In the Namsangol Hanok Village
Girls wearing Hanbok
Dancers of Samul nori
The straw hut for Kimchi
In the village of Bukchon
Feel like a Korean princess
Hanboks are the traditional Korean clothes. In Korea, you can borrow these clothes and wear them. To borrow the clothes you have to pay between 10,000-20,000₩ (circa 9-18.20$). Depends on which dresses you want to wear and how long you want to borrow them. One of the most important holidays in South Korea is Chuseok (추석), it is a family celebration. And at these days the whole city was full of Koreans wearing beautiful Hanboks. Chuseok means loosely translated autumn evening. It is equivalent to Thanksgiving and takes about three days.
In the Joseon Dynasty Seoul had six palaces. Today five of them are still preserved: The Gyeongbokgung (the biggest), the Changdeokgung, the Deoksugung, the Changgyeonggung and the small Unhyeongung Palace. In my opinion, visiting a Kings Palace is a must-see in South Korea. The entries are really low (between 1,000-3,000₩, ~0.90-2.70$), Unhyeongung Palace is for free. Also, the architecture here is really beautiful.
The roofs are painted in vivid colours.
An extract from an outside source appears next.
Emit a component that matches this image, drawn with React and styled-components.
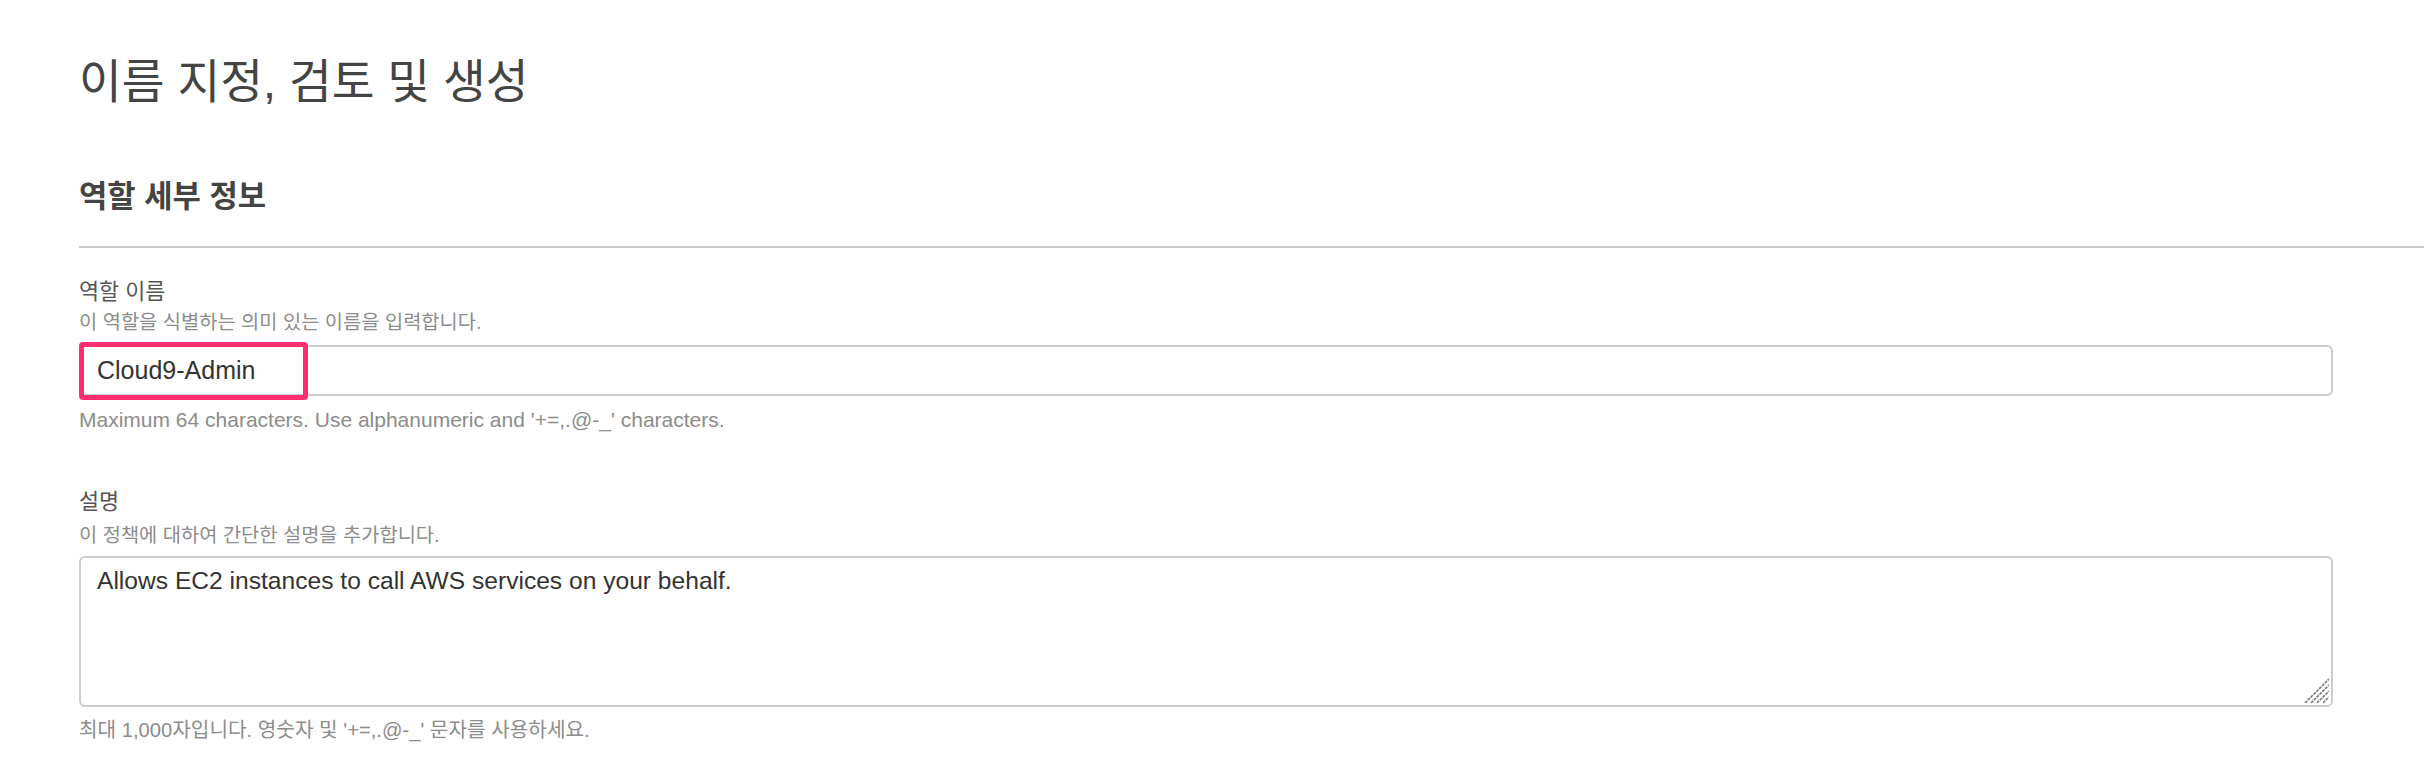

Furthermore, the Gyeongbokgung and the Deoksugung Palace offer free little shows for tourists. There they show the changing ceremony of the royal guards. There you can see the different persons of the king guard and get a feeling for Korean history. If you are a big fan of the Korean architecture and palaces you should think of buying the “Integrated Palace Ticket” it offers the entry to four Kings palaces including the secret garden and the Jongmyo Shrine. The ticket costs 10,000 Won (~9$) and is valid thee months after purchase (you save around 4,000 Won when you use all tickets). Furthermore, people who were a Hanbok get always free entry.
The king guard infront of the Deoksugung Palace.
The main entrance of the Deoksugung Palace.
The colourful roof of the palace.
Western architecture in the midst of the traditional Korean houses. The Seokjojeon Hall, you need to register before if you want to visit the rooms.